Accidental plagiarism often happens when researchers struggle to understand dense academic language. Instead of grasping the broader meaning of a conclusion, they rely too heavily on the original author’s sentence structure, simply swapping out a few words for synonyms. This practice, known as patchwriting, is a violation of academic integrity.

To safely synthesize research and avoid plagiarism, follow these practical steps when analyzing a conclusion.

1. Deconstruct the Core Message

Before you write anything, read the conclusion multiple times to identify its three standard components: the final verdict on the research question, the study’s limitations, and recommendations for future research. Focus on understanding the big picture rather than hunting for a perfect sentence to quote.

2. Clarify Complex Jargon

You cannot effectively paraphrase what you do not understand. If dense academic jargon makes the conclusion difficult to interpret, WisPaper's Scholar QA allows you to ask specific questions about the paper, providing clear answers traced back to the exact page and paragraph so you can confidently grasp the true meaning. Breaking down complex claims into plain English is the best defense against accidental copying.

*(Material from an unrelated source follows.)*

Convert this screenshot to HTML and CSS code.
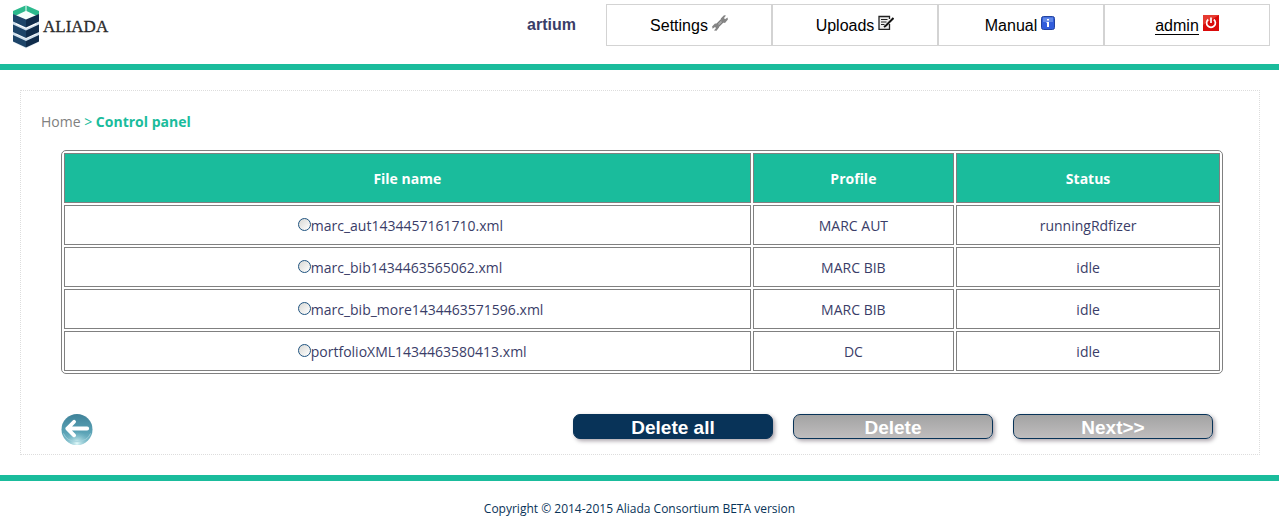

3. Use the "Read and Hide" Technique

The most effective way to prevent plagiarism is to remove the temptation to copy. Read the conclusion section carefully, close the document or look away from your screen, and write down the main takeaway from memory. Forcing your brain to process the information without looking at the source material naturally results in authentic paraphrasing.

4. Synthesize Rather Than Summarize

Instead of summarizing the conclusion in isolation, frame it around your own research narrative. Ask yourself: How does this finding support or contradict my argument? or How does this relate to other literature in my field? When you synthesize multiple sources to make a new point, your writing naturally moves away from the original author’s phrasing.

5. Cite Immediately

Paraphrasing correctly only solves half the problem; you must also give credit for the underlying idea. As soon as you write down your synthesized version of the conclusion, add your in-text citation immediately. Waiting until the end of your writing session to add references often leads to lost sources and unintentional plagiarism.